SMTP outbound best practices
I have a open wifi subnet / adapter.
I have some allow rules so people actually can do something on this network :)
I am using the following rule set to allow basic access to e-mail, web etc.
The down side is that they can receive mail and use programs like outlook (which is fine) but they are also able to SEND e-mail (spam) using a postfix server.
What would be the best way to allow sending/receiving mail through their e-mail programs but disallow outbound mail spam? I guess I would need level 3 software to do this?
Or should I just go ahead and disable smtp access alltogether (so they can only use http/https?)
PS: I tried disabling all rules except port 80 hoping all traffic would go through my transparant proxy but then internet doesn't work (port 53 is being blocked). Why doesn't all traffic go through the proxy in this case including smtp/dns traffic?

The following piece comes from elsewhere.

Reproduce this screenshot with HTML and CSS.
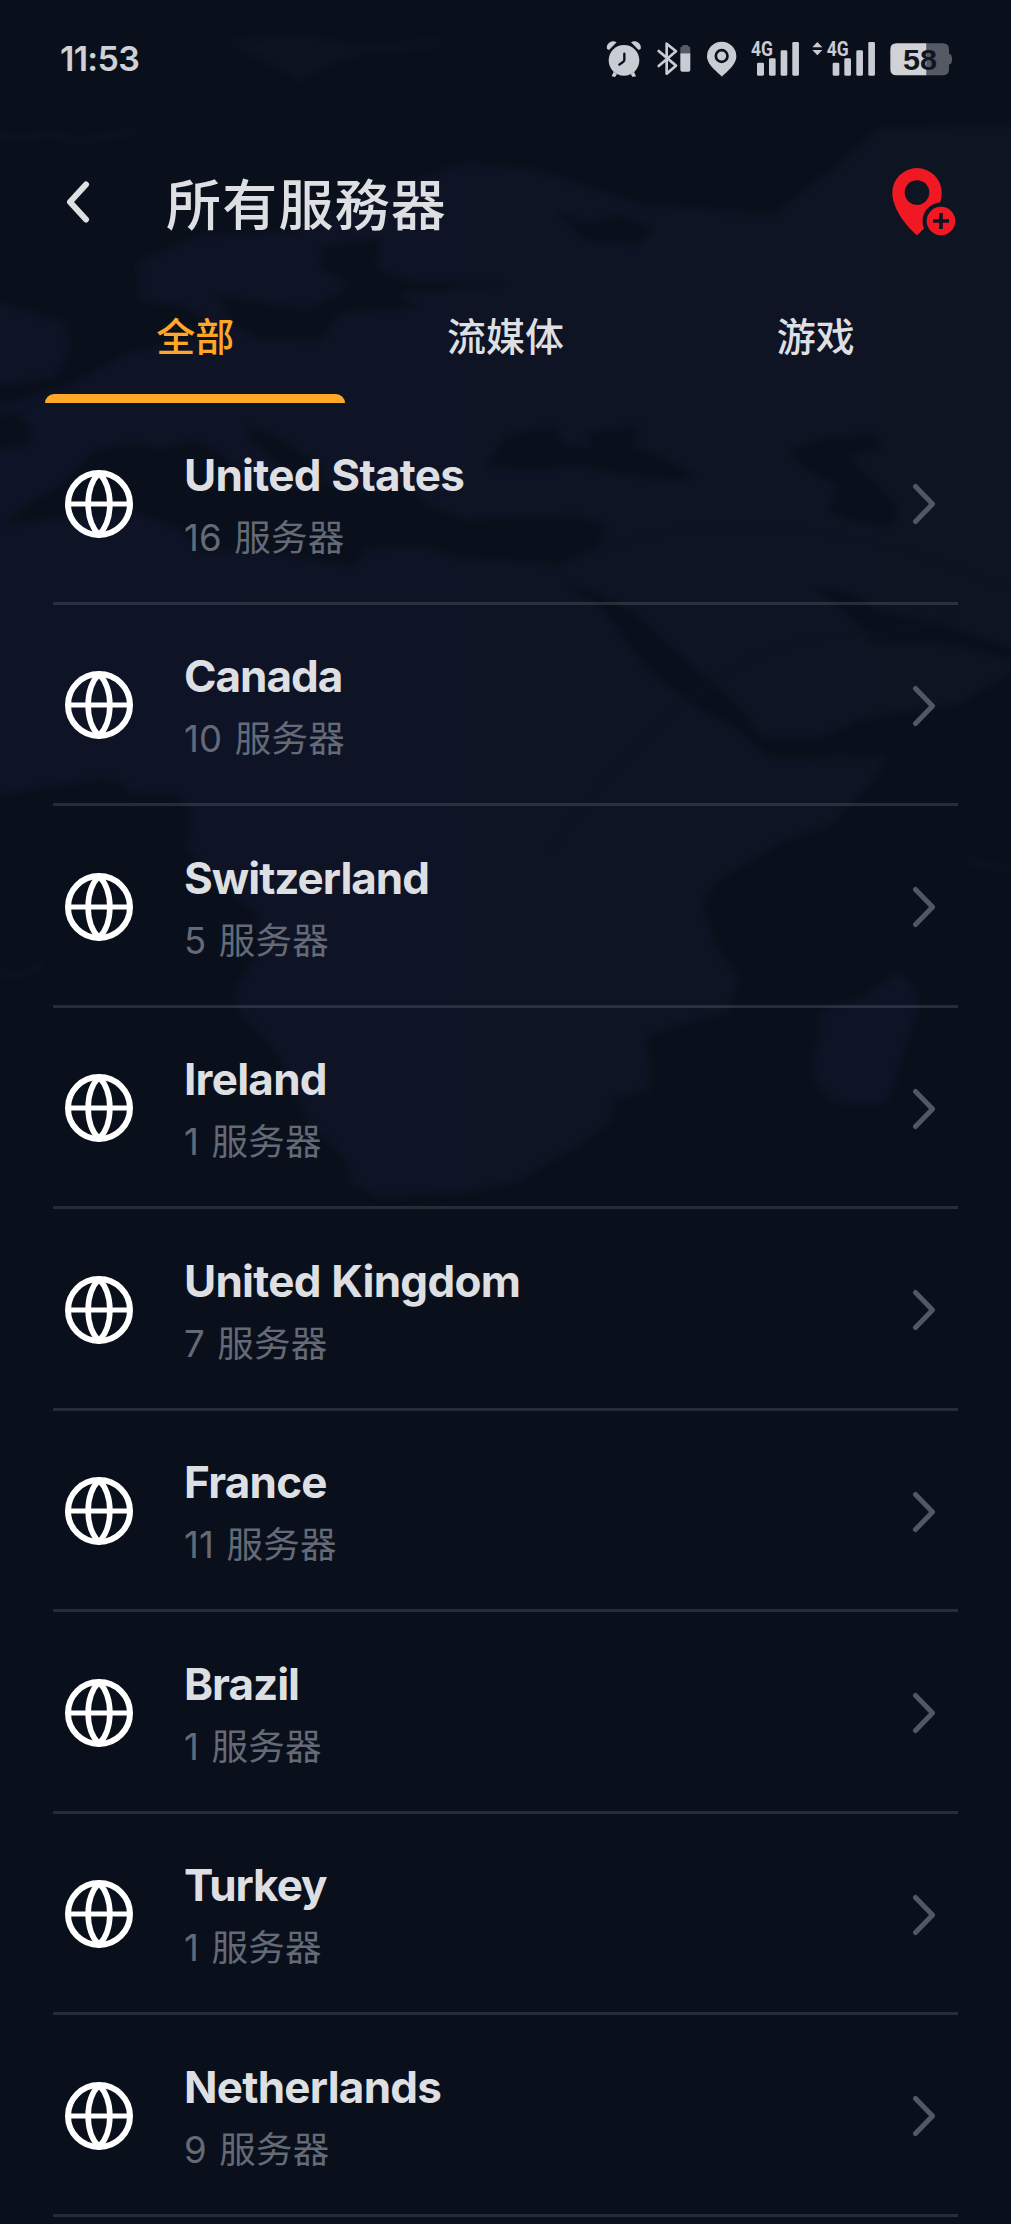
FILE: index.html
```html
<!DOCTYPE html>
<html lang="zh-CN">
<head>
<meta charset="utf-8">
<title>所有服務器</title>
<link rel="stylesheet" href="styles.css">
</head>
<body>
<svg class="defs" aria-hidden="true">
  <symbol id="globe" viewBox="0 0 68 68">
    <g fill="none" stroke="#fff" stroke-width="6">
      <circle cx="34" cy="34" r="31"/>
      <path d="M3 34H65" stroke-width="5.2"/>
      <path d="M34 3C19.500 18 19.500 50 34 65C48.500 50 48.500 18 34 3Z" stroke-width="5.6"/>
    </g>
  </symbol>
  <symbol id="chevron" viewBox="0 0 24 42">
    <path d="M3.500 3.500L20.500 21L3.500 38.500" fill="none" stroke="#525764" stroke-width="5" stroke-linecap="round" stroke-linejoin="round"/>
  </symbol>
</svg>

<div class="screen">
  <svg class="map" viewBox="0 0 1011 2224" aria-hidden="true">
    <defs>
      <linearGradient id="shade" x1="0" y1="0" x2="1" y2="0">
        <stop offset="0" stop-color="#0e1427"/>
        <stop offset=".6" stop-color="#0e1424"/>
        <stop offset="1" stop-color="#0e1522"/>
      </linearGradient>
      <filter id="soft" x="-5%" y="-5%" width="110%" height="110%" color-interpolation-filters="sRGB"><feGaussianBlur stdDeviation="3"/></filter>
    </defs>
    <g filter="url(#soft)">
      <path fill="url(#shade)" d="M-10 408L64 388L129 353L220 332L185 306L140 300L138 262L200 236L290 232L350 202L419 179L464 163L535 170L645 205L774 214L838 165L877 129L1020 124V668L960 703L893 713L860 720L813 740L763 738L737 703L767 757L806 756L886 757L870 784L832 824L780 842L716 882L703 904L716 945L738 980L728 1012L670 1027L645 1038L651 1070L648 1090L612 1099L612 1119L580 1145L516 1181L471 1192L380 1197L351 1183L348 1163L309 1123L277 1052L239 1012L235 989L261 949L258 913L213 878L187 846L193 811L174 794L132 794L122 782L97 779L-10 796Z"/>
      <path fill="#0e1426" d="M-10 300L30 312L66 324L70 350L55 378L-10 386ZM897 972C915 985 922 1000 914 1020L890 1095C880 1108 850 1107 830 1098C808 1080 810 1060 821 1035C812 1010 835 1002 860 1000Z"/>
      <path fill="#0c1321" d="M225 40L300 34L360 45L455 38L430 48L360 55L330 66L300 82L265 62Z"/>
      <g fill="#0a101b">
        <path d="M380 237L322 246L320 268L348 286L309 308L250 300L215 292L232 325L260 340L322 341L340 314L419 308L400 294L503 286L503 281L413 281L378 268Z"/>
        <path d="M555 210L590 222L620 214L655 228L640 246L585 242Z"/>
        <path d="M-10 415L20 412L33 430L28 448L-10 450ZM0 527L27 503L60 485L92 450L130 442L161 447L191 440L214 447L240 468L268 490L321 480L370 492L400 478L430 505L464 518L580 515L606 525L600 548L561 567L528 563L459 560L425 547L367 550L356 567L306 560L260 550L199 553L180 530L130 512L54 520Z"/>
        <path d="M245 425L270 432L325 466L318 490L280 468L248 438Z"/>
        <path d="M484 469L503 437L530 428L555 426L567 444L590 446L585 432L640 424L635 446L665 458L697 475L677 482L625 476L580 467L540 470Z"/>
        <path d="M790 450L823 437L877 433L883 450L850 457L877 483L900 507L893 527L853 523L827 510L837 487L800 467Z"/>
        <path d="M560 583L593 590L633 610L687 660L737 703L767 742L820 742V760L767 757L733 727L693 707L647 670L600 607Z"/>
        <path d="M813 587L847 590L880 610L940 623L1020 650V664L960 647L920 643L870 643L860 627Z"/>
      </g>
      <g fill="none" stroke="#0c1220" stroke-width="3">
        <path d="M548 856C600 780 650 720 735 668S880 650 960 610M570 560C700 505 850 520 1011 590"/>
        <path stroke="#0f1624" d="M0 135C30 145 40 127 60 136S100 137 135 131M0 972C18 980 30 970 42 966M968 860C985 863 995 872 1011 866"/>
      </g>
    </g>
  </svg>

  <header class="status">
    <span class="clock">11:53</span>
    <div class="status-icons">
      <svg class="alarm" viewBox="48 32 108 110">
        <g fill="#c9ccd3">
          <path d="M51 56A19 19 0 0 1 80 36L57 59ZM152 56A19 19 0 0 0 123 36L146 59Z"/>
          <circle cx="102" cy="90" r="46"/>
          <path d="M71 124L81 132L75 140L65 138ZM132 124L122 132L128 140L138 138Z"/>
        </g>
        <path d="M103 70V88Q103 92 99 95L88 103" fill="none" stroke="#0a101b" stroke-width="7" stroke-linecap="round"/>
      </svg>
      <svg class="bluetooth" viewBox="203 34 102 106">
        <path d="M208 64L260 108L232 132V42L260 65L208 109" fill="none" stroke="#c9ccd3" stroke-width="8" stroke-linejoin="round" stroke-linecap="round"/>
        <path d="M273 70V56Q273 50 279 50H280V46H296V50H298Q303 50 303 56V70Z" fill="#555a66"/>
        <path d="M273 71H303V120Q303 126 297 126H279Q273 126 273 120Z" fill="#c9ccd3"/>
      </svg>
      <svg class="place" viewBox="353 34 90 108">
        <path d="M398 141C391 132 353 108 353 80A44 44 0 0 1 441 80C441 108 405 132 398 141Z" fill="#c9ccd3"/>
        <circle cx="397" cy="79" r="17.500" fill="none" stroke="#0a101b" stroke-width="8"/>
      </svg>
      <svg class="signal" viewBox="483 34 145 106">
        <text class="network" x="483" y="79" textLength="66" lengthAdjust="spacingAndGlyphs">4G</text>
        <g fill="#c9ccd3"><rect x="501" y="99" width="21" height="39" rx="4"/><rect x="537" y="86" width="20" height="52" rx="4"/><rect x="572" y="62" width="20" height="76" rx="4"/><rect x="607" y="37" width="20" height="101" rx="4"/></g>
      </svg>
      <svg class="signal-data" viewBox="667 34 190 106">
        <path d="M668 53L683 37L698 53ZM668 61L683 77L698 61Z" fill="#c9ccd3"/>
        <text class="network" x="711" y="79" textLength="66" lengthAdjust="spacingAndGlyphs">4G</text>
        <g fill="#c9ccd3"><rect x="729" y="99" width="20" height="39" rx="4"/><rect x="764" y="86" width="20" height="52" rx="4"/><rect x="800" y="62" width="20" height="76" rx="4"/><rect x="836" y="37" width="20" height="101" rx="4"/></g>
      </svg>
      <svg class="battery" viewBox="902 41 188 98">
        <path d="M1011 42H1060Q1079 42 1079 61V74H1082Q1088 76 1088 90T1082 105H1079V119Q1079 138 1060 138H1011Z" fill="#555963"/>
        <path d="M1011 42H922Q903 42 903 61V119Q903 138 922 138H1011Z" fill="#d0d2d8"/>
        <text class="charge" x="941" y="121" textLength="102" lengthAdjust="spacingAndGlyphs">58</text>
      </svg>
    </div>
  </header>

  <div class="titlebar">
    <svg class="back" viewBox="0 0 24 42"><path d="M20 3.500L4 21L20 38.500" fill="none" stroke="#dedfe3" stroke-width="6" stroke-linecap="round" stroke-linejoin="round"/></svg>
    <h1>所有服務器</h1>
    <svg class="add-pin" viewBox="0 0 64 68">
      <defs><mask id="cut"><rect width="64" height="68" fill="#fff"/><circle cx="25" cy="24.500" r="12.300" fill="#000"/><circle cx="49" cy="53" r="18.500" fill="#000"/></mask></defs>
      <path mask="url(#cut)" d="M25 0A24.700 24.700 0 0 0 .3 24.700C.3 39 12 56 25 67.300C38 56 49.700 39 49.700 24.700A24.700 24.700 0 0 0 25 0Z" fill="#f01923"/>
      <circle cx="49" cy="53" r="14.300" fill="#f01923"/>
      <path d="M49 45V61M41 53H57" stroke="#0d1323" stroke-width="3.600"/>
    </svg>
  </div>

  <nav class="tabs">
    <span class="tab active">全部</span>
    <span class="tab">流媒体</span>
    <span class="tab">游戏</span>
  </nav>

  <main class="list">
    <div class="row"><svg class="globe"><use href="#globe"/></svg><div class="info"><div class="name">United States</div><div class="count">16 服务器</div></div><svg class="chevron"><use href="#chevron"/></svg></div>
    <div class="row"><svg class="globe"><use href="#globe"/></svg><div class="info"><div class="name tight">Canada</div><div class="count">10 服务器</div></div><svg class="chevron"><use href="#chevron"/></svg></div>
    <div class="row"><svg class="globe"><use href="#globe"/></svg><div class="info"><div class="name tight">Switzerland</div><div class="count">5 服务器</div></div><svg class="chevron"><use href="#chevron"/></svg></div>
    <div class="row"><svg class="globe"><use href="#globe"/></svg><div class="info"><div class="name">Ireland</div><div class="count">1 服务器</div></div><svg class="chevron"><use href="#chevron"/></svg></div>
    <div class="row"><svg class="globe"><use href="#globe"/></svg><div class="info"><div class="name">United Kingdom</div><div class="count">7 服务器</div></div><svg class="chevron"><use href="#chevron"/></svg></div>
    <div class="row"><svg class="globe"><use href="#globe"/></svg><div class="info"><div class="name">France</div><div class="count">11 服务器</div></div><svg class="chevron"><use href="#chevron"/></svg></div>
    <div class="row"><svg class="globe"><use href="#globe"/></svg><div class="info"><div class="name tight">Brazil</div><div class="count">1 服务器</div></div><svg class="chevron"><use href="#chevron"/></svg></div>
    <div class="row"><svg class="globe"><use href="#globe"/></svg><div class="info"><div class="name tight">Turkey</div><div class="count">1 服务器</div></div><svg class="chevron"><use href="#chevron"/></svg></div>
    <div class="row"><svg class="globe"><use href="#globe"/></svg><div class="info"><div class="name">Netherlands</div><div class="count">9 服务器</div></div><svg class="chevron"><use href="#chevron"/></svg></div>
  </main>
</div>
</body>
</html>
```
FILE: styles.css
```css
* { box-sizing: border-box; }
html, body { margin: 0; background: #0a101b; }
body { font-family: Inter, "Noto Sans CJK SC", sans-serif; color: #dedfe3; }
svg { display: block; flex: none; }
.defs { position: absolute; width: 0; height: 0; }
.screen { position: relative; isolation: isolate; width: 1011px; height: 2224px; overflow: hidden; display: flex; flex-direction: column; }
.map { position: absolute; inset: 0; width: 1011px; height: 2224px; z-index: -1; }

.status { height: 118px; padding: 0 58px 0 60px; display: flex; align-items: center; justify-content: space-between; }
.clock { font-size: 34px; font-weight: 600; line-height: 40px; letter-spacing: -.7px; color: #cfd1d7; }
.status-icons { display: flex; align-items: center; }
.status-icons svg { overflow: visible; }
.alarm { width: 36px; height: 36.700px; margin-right: 15.700px; }
.bluetooth { width: 34px; height: 35.300px; margin-right: 16px; }
.place { width: 30px; height: 36px; margin-right: 13.300px; }
.signal { width: 48.300px; height: 35.300px; margin-right: 13px; }
.signal-data { width: 63.300px; height: 35.300px; margin-right: 15px; }
.battery { width: 62.700px; height: 32.700px; }
.network { font: 700 60px Roboto, sans-serif; fill: #c9ccd3; }
.charge { font: 700 86px "Liberation Sans", sans-serif; fill: #10151f; }

.titlebar { height: 168px; padding: 0 55px 0 66px; display: flex; align-items: center; }
.back { width: 24px; height: 42px; }
h1 { flex: 1; margin: -2px 0 0 76px; font: 500 55px/80px "Noto Sans CJK TC", sans-serif; letter-spacing: 1.200px; }
.add-pin { width: 64px; height: 68px; }

.tabs { height: 117px; padding: 0 40px; display: grid; grid-template-columns: repeat(3, 1fr); }
.tab { display: flex; flex-direction: column; align-items: center; padding-top: 22px; font: 500 39px/52px "Noto Sans CJK SC", sans-serif; }
.active { color: #ffa726; }
.active::after { content: ""; width: 300px; height: 9px; margin-top: auto; border-radius: 9px 9px 0 0; background: #ffa726; }

.list { padding: 0 53px; }
.row { height: 201.500px; padding: 0 22px 0 12px; border-bottom: 3px solid rgba(255, 255, 255, .12); display: flex; align-items: center; }
.globe { width: 68px; height: 68px; margin-top: 3px; }
.chevron { width: 24px; height: 42px; margin-top: 4px; }
.info { flex: 1; margin: 3px 0 0 51px; }
.name { font-size: 44px; line-height: 60px; font-weight: 700; letter-spacing: -.750px; word-spacing: 1px; }
.tight { letter-spacing: -1px; }
.count { font-size: 36.500px; line-height: 50px; margin-top: 8px; font-weight: 400; letter-spacing: .2px; word-spacing: 2px; color: #656a77; }
```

Block outbound 25, almost all mail systems now will let clients use authenticated smtp submission over port 587 or smtps on port 465, mail clients shouldn't be using 25 directly anymore.
For the second q, DNS does not get proxied, that still goes to the client's DNS server. If you're in transparent mode, the client doesn't know the proxy exists, and 53 doesn't get redirected, it still needs to reach the DNS server.
The decision to totally block port 25 may or may not be acceptable, depending on your audience. The way I prefer to deal with this issue is via throttling such traffic. Unfortunately pfSense doesn't offer much flexibility to configure this via its webGUI, although the underlying PF is quite capable to do so.
Check my previous post http://forum.pfsense.org/index.php/topic,41679.0.html and related feature request http://redmine.pfsense.org/issues/1935
Several major ISPs have been blocking outbound 25 for a long time now. If your mail server is local, only let it out on 25, block everyone else. If your mail server is remote, you should really be using some form of authentication and encryption on your outbound mail.
In the cases where you cannot, you can still restrict on the destination rather than the source, just lock it down to your remote mail server IPs.
jimp, I agree with your suggestion, but keep in mind that one can do STARTTLS on port 25, as well as on 587.
I know that some ISPs in certain countries do block port 25, but in my experience many ISPs in Europe don't and if you do block port 25 in a setup like the OP's, you will frustrate a lot of people and you should be prepared to handle a lot of support calls …
Just because you can do TLS there doesn't mean you should. :-)
If you have no control over the users then it does make it much harder to filter, but even when Verizon started blocking it, people just got over it and moved on.